Empréstimo consignado para funcionários CLT: oportunidade ou armadilha?
Antes de analisarmos o mais novo fenômeno que levou mais de 13 milhões de pessoas a uma corrida por dinheiro emprestado em um único dia, como se fosse um prêmio de loteria, quero convidar você a refletir sobre alguns assuntos associados ao tema.
De alguns anos para cá, o brasileiro parece não viver sem três coisas: aplicativo de mensagens, redes sociais e empréstimos. Em julho de 2023, o WhatsApp ficou fora do ar por apenas 40 minutos, o que gerou revolta e rendeu milhares de reclamações no País. Em 2024, os brasileiros passaram, em média, 9 horas e 13 minutos por dia nas redes sociais, segundo o Relatório Digital 2024, da We Are Social e Meltwater e, ainda no ano passado, de acordo com dados divulgados pelo Banco Central, o saldo das operações de crédito do sistema financeiro totalizou R$ 6,4 trilhões, um aumento de quase 11% em relação ao ano anterior.
O trio imediatismo, migalhas de dopamina ao longo do dia todo e dinheiro “rápido e fácil” tem deixado um rastro de prejuízos: boa parte das pessoas vive ansiosa, dorme mal e tem, entre outras coisas, baixa produtividade no trabalho e falta de concentração. Para completar o quadro, oito de cada dez famílias brasileiras estão endividadas.
Apesar de parecerem assuntos desconexos, esse estilo de vida tem um impacto direto e negativo nas atividades cerebrais, segundo uma infinidade de estudos. Cada vez mais pessoas apresentam dificuldades em se concentrar em tarefas que exijam qualquer esforço mental, ainda que mínimo, como a leitura e a interpretação de texto.
Apesar de estarmos diante de dados alarmantes, nada disso parece preocupar o governo nem a população. Os esforços que os governos sempre fizeram para ocultar o que não lhes convinha que fosse levado a público e o empenho em preparar discursos elaborados não são mais necessários, pois qualquer narrativa que sinalize minimamente benefícios ou vantagens já é o suficiente para despertar o efeito manada na população.
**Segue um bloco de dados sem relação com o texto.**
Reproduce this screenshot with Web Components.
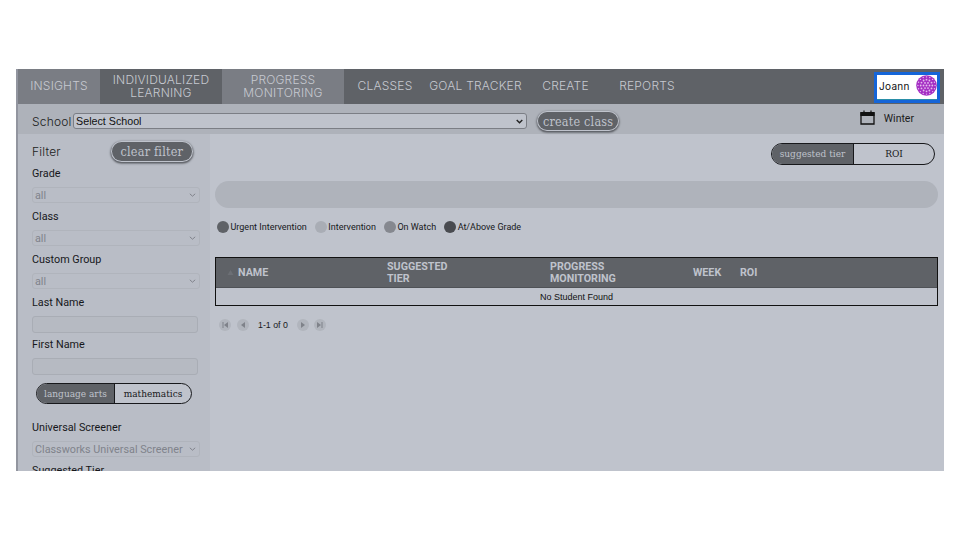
<!DOCTYPE html>
<html><head><meta charset="utf-8">
<style>
html,body{margin:0;padding:0;background:#fff}
body{width:960px;height:540px;overflow:hidden;font-family:Roboto,sans-serif}
app-frame{margin:69px 16px 0}
</style></head><body>
<app-frame>
  <top-nav></top-nav>
  <school-bar></school-bar>
  <div style="display:flex;flex:1;min-height:0">
    <filter-panel></filter-panel>
    <main-panel></main-panel>
  </div>
</app-frame>
<script>
function def(name, css, html){
  customElements.define(name, class extends HTMLElement{
    constructor(){super();const r=this.attachShadow({mode:'open'});r.innerHTML='<style>'+css+'</style>'+(typeof html==='function'?html(this):html);}
  });
}
const NAVFONT='Inter,"Open Sans",sans-serif';
const dots=(()=>{let s='';for(let r of [3,5.8,8.6]){const n=r<4?6:r<7?12:16;for(let i=0;i<n;i++){const a=i*2*Math.PI/n;s+=`<circle cx="${(10.5+r*Math.cos(a)).toFixed(2)}" cy="${(10.5+r*Math.sin(a)).toFixed(2)}" r="${r<7?.9:.7}"/>`}}return s+'<circle cx="10.5" cy="10.5" r="1"/>'})();
def('app-frame',`:host{display:flex;flex-direction:column;width:928px;height:402px;box-sizing:border-box;overflow:hidden;background:#bfc3cc;border-left:2px solid #92959f}`,`<slot></slot>`);
def('nav-item',`:host{display:flex;align-items:center;justify-content:center;text-align:center;box-sizing:border-box;height:35px;padding-bottom:2px;font:300 12px/13px ${NAVFONT};letter-spacing:.2px;color:#c6c9d0;white-space:pre;background:var(--bg,#5f6267);width:var(--w,auto);flex:none}`,`<slot></slot>`);
def('user-chip',`:host{display:flex;align-items:center;justify-content:space-between;box-sizing:border-box;width:66px;height:31px;margin:3px 4px 1px auto;background:#fff;border:3px solid #1565d8;box-shadow:inset 0 -1px 0 #2a8fa8;padding:0 0 4px 2px;font:400 10px Inter,sans-serif;letter-spacing:.3px;color:#111}
svg{display:block}`,`<span>Joann</span><svg width="21" height="21" viewBox="0 0 21 21"><circle cx="10.5" cy="10.5" r="10.3" fill="#a52fc4"/><g fill="#e5bdee">${dots}</g></svg>`);
def('top-nav',`:host{display:flex;height:35px;background:#5f6267;flex:none}`,`
<nav-item style="--w:82px;--bg:#7a7d84">INSIGHTS</nav-item>
<nav-item style="--w:122px;--bg:#5f6267">INDIVIDUALIZED
LEARNING</nav-item>
<nav-item style="--w:122px;--bg:#7a7d84">PROGRESS
MONITORING</nav-item>
<nav-item style="--w:82px">CLASSES</nav-item>
<nav-item style="--w:99px">GOAL TRACKER</nav-item>
<nav-item style="--w:81px">CREATE</nav-item>
<nav-item style="--w:82px">REPORTS</nav-item>
<user-chip></user-chip>`);
def('slab-btn',`:host{display:inline-flex;align-items:center;justify-content:center;box-sizing:border-box;border-radius:12px;background:#5f6267;color:#bfc3cc;font:400 12.5px "DejaVu Serif","Liberation Serif",serif;font-stretch:condensed;box-shadow:0 0 0 1px #bfc3cc,0 1px 2px 1.5px #55585e;height:var(--h,20px);width:var(--w,auto);flex:none}`,`<slot></slot>`);
def('school-bar',`:host{display:flex;align-items:center;box-sizing:border-box;height:30px;background:#aeb2ba;padding:4px 0 0 14px;font:300 12px Inter,sans-serif;letter-spacing:.2px;color:#1b1c20;flex:none}
.sel{box-sizing:border-box;width:454px;height:16px;margin-left:1.5px;border:1px solid #7b7e85;border-bottom-width:1.5px;border-radius:3px;background:#bfc3cc;display:flex;align-items:center;justify-content:space-between;padding:0 3px 0 2px;font:400 10.7px "Liberation Sans",sans-serif;letter-spacing:0;color:#111}
slab-btn{margin-left:11px;--w:80px;--h:18px}
.cal{margin-left:auto;display:flex;align-items:center;gap:9px;font:400 10.5px Roboto,sans-serif;letter-spacing:0;margin-right:30px;position:relative;top:-4px}
.cal span{padding-top:2px}
svg{display:block}`,`<span>School</span><div class="sel"><span>Select School</span><svg width="7" height="5" viewBox="0 0 7 5"><path d="M.7 1 3.5 3.8 6.3 1" fill="none" stroke="#222" stroke-width="1.4"/></svg></div><slab-btn>create class</slab-btn><div class="cal"><svg width="15" height="15" viewBox="0 0 15 15"><path d="M1 3h13v11H1z" fill="none" stroke="#111" stroke-width="1.3"/><path d="M1 2.5h13V5.5H1zM4 0.5v3M11 0.5v3" stroke="#111" stroke-width="1.2" fill="#111"/></svg><span>Winter</span></div>`);
def('field-label',`:host{display:block;font:400 10.8px/13px Roboto,sans-serif;color:#17181b;flex:none}`,`<slot></slot>`);
def('dim-select',`:host{display:flex;align-items:center;justify-content:space-between;box-sizing:border-box;width:168px;height:16px;border:1px solid #b0b4bc;border-radius:3px;padding:0 3px 0 2px;font:400 10.8px Roboto,sans-serif;color:#80838b;flex:none;white-space:nowrap}`,`<slot></slot><svg width="7" height="4" viewBox="0 0 7 4"><path d="M.8.8 3.5 3.2 6.2.8" fill="none" stroke="#80838b" stroke-width="1"/></svg>`);
def('dim-input',`:host{display:block;box-sizing:border-box;width:166px;height:17px;border:1px solid #a9adb5;border-radius:3px;background:#b6bac2;flex:none}`,``);
def('seg-toggle',`:host{display:inline-flex;box-sizing:border-box;height:var(--h,22px);width:var(--w);border:1px solid #17181b;border-radius:12px;overflow:hidden;font:400 9px "DejaVu Serif","Liberation Serif",serif;background:#bfc3cc;flex:none}
div{display:flex;align-items:center;justify-content:center;white-space:nowrap}
.a{background:#5f6267;color:#bfc3cc;border-right:1px solid #17181b;box-sizing:border-box;width:var(--a)}
.b{flex:1;color:#17181b}`,el=>`<div class="a">${el.getAttribute('a')}</div><div class="b">${el.getAttribute('b')}</div>`);
def('filter-panel',`:host{display:flex;flex-direction:column;flex:none;box-sizing:border-box;width:192px;height:337px;padding:0 0 0 14px;background:#b9bdc6;overflow:hidden}
.top{display:flex;align-items:center;flex:none;height:33px;padding-top:1px;box-sizing:border-box;font:300 12px Inter,sans-serif;letter-spacing:.2px;color:#1b1c20}
slab-btn{margin-left:51px;--w:80px;--h:19px}
.g{margin-bottom:7px}
dim-select{margin-bottom:7px}
dim-input{margin-bottom:5px}
seg-toggle{margin:3px 0 17px 4px;--w:156px;--h:21px;--a:78px;align-self:flex-start}`,`
<div class="top"><span>Filter</span><slab-btn>clear filter</slab-btn></div>
<field-label class="g">Grade</field-label><dim-select>all</dim-select>
<field-label class="g">Class</field-label><dim-select>all</dim-select>
<field-label class="g">Custom Group</field-label><dim-select>all</dim-select>
<field-label class="g">Last Name</field-label><dim-input></dim-input>
<field-label class="g">First Name</field-label><dim-input></dim-input>
<seg-toggle a="language arts" b="mathematics"></seg-toggle>
<field-label class="g">Universal Screener</field-label><dim-select>Classworks Universal Screener</dim-select>
<field-label>Suggested Tier</field-label>`);
def('legend-item',`:host{display:inline-flex;align-items:center;gap:1.5px;font:400 9px Roboto,sans-serif;color:#17181b}
i{width:12px;height:12px;border-radius:50%;background:var(--c)}`,`<i></i><slot></slot>`);
def('pager-btn',`:host{display:flex;align-items:center;justify-content:center;width:12px;height:12px;border-radius:50%;background:#b1b5bd}`,el=>{
 const k=el.getAttribute('k');
 const p={first:'M1.5 1v6h1V1zM7 1 3 4l4 3z',prev:'M6 1 2 4l4 3z',next:'M2 1l4 3-4 3z',last:'M6.5 1v6h-1V1zM1 1l4 3-4 3z'}[k];
 return `<svg width="8" height="8" viewBox="0 0 8 8"><path d="${p}" fill="#7f828a"/></svg>`;});
def('student-table',`:host{display:block;box-sizing:border-box;border:1px solid #111;background:#bfc3cc}
.h{display:grid;grid-template-columns:171px 163px 143px 47px 1fr;height:29px;background:#5f6267;color:#bfc3cc;font:700 10.7px/12px Roboto,sans-serif;align-items:center;border-bottom:1px solid #4f5257;box-sizing:content-box}
.h div:first-child{padding-left:11px;display:flex;align-items:center;gap:4px}
.h svg{display:block}
.e{height:17px;display:flex;align-items:center;justify-content:center;font:400 9px "Liberation Sans",sans-serif;color:#111}`,`
<div class="h"><div><svg width="7" height="7" viewBox="0 0 7 7"><path d="M3.5 1 6.5 6H.5z" fill="#6c6f75"/></svg>NAME</div><div>SUGGESTED<br>TIER</div><div>PROGRESS<br>MONITORING</div><div>WEEK</div><div>ROI</div></div>
<div class="e">No Student Found</div>`);
def('main-panel',`:host{display:flex;flex-direction:column;flex:1;min-width:0;box-sizing:border-box;padding:9px 6px 0 5px}
seg-toggle{align-self:flex-end;margin-right:3px;--w:164px;--h:22px;--a:82px}
.bar{height:27px;border-radius:14px;background:#afb3bb;margin-top:16px}
.leg{display:flex;height:14px;align-items:center;gap:8px;margin:12px 0 0 2px}
student-table{margin-top:23px}
.pg{display:flex;align-items:center;margin:13px 0 0 4px;font:400 8.8px "Liberation Sans",sans-serif;color:#17181b}
.pg pager-btn{margin-right:5.5px}
.pg span{margin:0 9px 0 4px}`,`
<seg-toggle a="suggested tier" b="ROI"></seg-toggle>
<div class="bar"></div>
<div class="leg"><legend-item style="--c:#5f6267">Urgent Intervention</legend-item><legend-item style="--c:#a9adb5">Intervention</legend-item><legend-item style="--c:#85888f">On Watch</legend-item><legend-item style="--c:#494b50">At/Above Grade</legend-item></div>
<student-table></student-table>
<div class="pg"><pager-btn k="first"></pager-btn><pager-btn k="prev"></pager-btn><span>1-1 of 0</span><pager-btn k="next"></pager-btn><pager-btn k="last"></pager-btn></div>`);
</script>
</body></html>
O modelo de empréstimo consignado para funcionários da iniciativa privada em regime CLT pode ser as duas coisas, a depender das razões pelas quais se recorre a ele. Do ponto de vista das garantias, os bancos e as instituições financeiras estão mais do que cobertas. Aliás, estão felizes da vida por poderem acessar gratuitamente o eSocial, uma plataforma do governo que contém dados importantíssimos dos mais de 47 milhões de trabalhadores celetistas do País.
O que o governo propõe é emprestar dinheiro ao trabalhador utilizando o seu próprio dinheiro como garantia, tanto seu FGTS quanto seu salário, e abocanhar 100% da eventual multa rescisória sobre o Fundo de Garantia. Caso o trabalhador seja demitido sem justa causa, surge uma aparente benevolência: pausar a cobrança do empréstimo.
Porém, assim que o devedor voltar a trabalhar com carteira assinada, voltará a ter o desconto do consignado, mas desta vez, acrescido de mais juros que incidirão durante todo o período em que o pagamento foi suspenso. Trata-se de uma arapuca que fará com que a pessoa se veja em um emaranhado de dívidas. O que parece ter juros “baixinhos”, na verdade tem apenas taxas mais baixas do as que o mercado normalmente oferece. Mas, para os brasileiros, 1%, 2% ou 4% ao mês parecem índices bem pequenos e que não vão deixar ninguém “mais pobre”. A questão é que não somente os deixará mais pobres, como também diminuirá ainda mais o poder de compra deles.
Seja qual for motivo que levou mais de 13 milhões de pessoas, em apenas um dia, a correrem atrás de crédito como quem se joga de um penhasco, todos terão de pagar – literalmente – por essa atitude durante anos. E, não só eles, mas a economia do País como um todo.